アブラナの種子からとった油を「菜種油」と言うとおり、「菜種」はアブラナの種子のことですが、アブラナの別名でもあります。
「菜種梅雨」は春の季語で、次のような俳句があります。
・箱段に 累代の艶 菜種梅雨(藤岡筑邨)
・堀留や 荷風(かふう)の好きな 菜種梅雨(仁平勝)
・朝刊の 匂ひをひらく 菜種梅雨(井上雪)
・硝子戸も 障子も閉ざし 菜種梅雨(田中冬二)
4.成る程(なるほど)
「なるほど」とは、「同意したり、納得したりする気持ちを表す語」です。確かに。本当に。
なるほどの「なる」は「実現する」「出来上がる」「成立する」ことを表す「成る」。
「ほど」は「程度」「限度」を意味する「程」で、なるほどは「できる限り」の意味で使われていました。
やがて「なるべく」「なるたけ(なるだけ)」に代わり、なるほどは「いかにも」「たしかに」といった、相手の言うことを肯定する言葉となりました。
なるほどがこのような意味に変化したのは、「できる限り」という程度・状態はそれ以上のものがなく、「他には考えられない」「明らかである」の意味に通じることからと考えられます。
5.ナゲット/nugget
「ナゲット」とは、「鶏肉・魚肉などを一口大に切って衣をつけ、油で揚げたもの」です。多く、骨なしの鶏肉を使った「チキンナゲット」をいいます。
ナゲットは、英語「nugget」からの外来語です。
「nugget」は「塊(かたまり)」、特に「天然の金塊」を意味します。
揚げられた色や形が金塊のように見えるところから、「ナゲット」と名付けられました。
6.縄張り(なわばり)
「縄張り」とは、「博徒や暴力団などの勢力範囲。ある者の勢力範囲や専門領域。動物の個体・集団が、生活の場を確保するため、他の個体や集団の侵入を許さない占有領域」のことです。

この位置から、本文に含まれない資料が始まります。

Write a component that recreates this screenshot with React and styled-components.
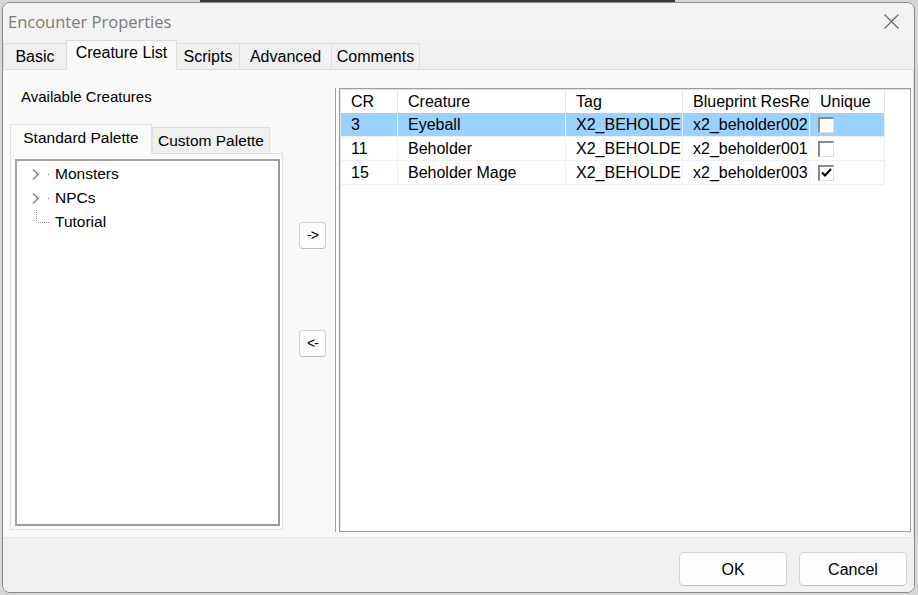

テリトリー。
縄張りは文字通り、縄を張り巡らせることが原義です。
縄を張って、土地などの境界線を定めたり、他の場所と区別する特別区域であることを示したことから、縄張りは境界線や領域の意味を持つようになりました。
戦国時代以降には、城のくるわや堀・石垣などの配置を定めるため、縄を張ることを意味する建築用語としても「縄張り」が用いられるようになりました。
さらに近世以降には、ある者の勢力範囲を「縄張り」と言うようにったことから、ある者の専門領域や、動物が生活するために他を侵入させない領域も「縄張り」というようになりました。
7.長い/永い(ながい)
「長い」とは、「ある点からある点までの空間的・時間的な間隔が大きいこと」です。
長いの「なが」は、流れるの「なが」と同根と考えられています。
気持ちが穏やかになる意味の「なぐ(和)」の異形「なが」を語根に、動詞化して「ながる(流る)」となり、形容詞化して「ながし(長し)」になったものです。
ただし、「息の長い」「気が長い」などは、長短を表すところから生じた比喩的用法であるため、「なぐ(和)」からの派生とすると、成り立ちの前後関係に疑問が残ります。
8.憖っか(なまじっか)
「なまじっか」とは、「中途半端なさま。いい加減。無理にしようとするさま。むしろしない方が良いさま」のことです。なまじ。
なまじっかは、中途半端の意味を表す副詞「なま(生)」に、動詞「しいる(強いる)」の連用形が付いた「なまじい」が語源です。
古くは「なましい」と清音の形も見られます。
「なまじい」が「なまじ」や「なまじか」となり、「なまじか」が促音化されて「なまじっか」となりました。
「なまじっか(なまじか)」の「か」は、「おごそか」や「はなやか」など形容動詞に用いられる「か」です。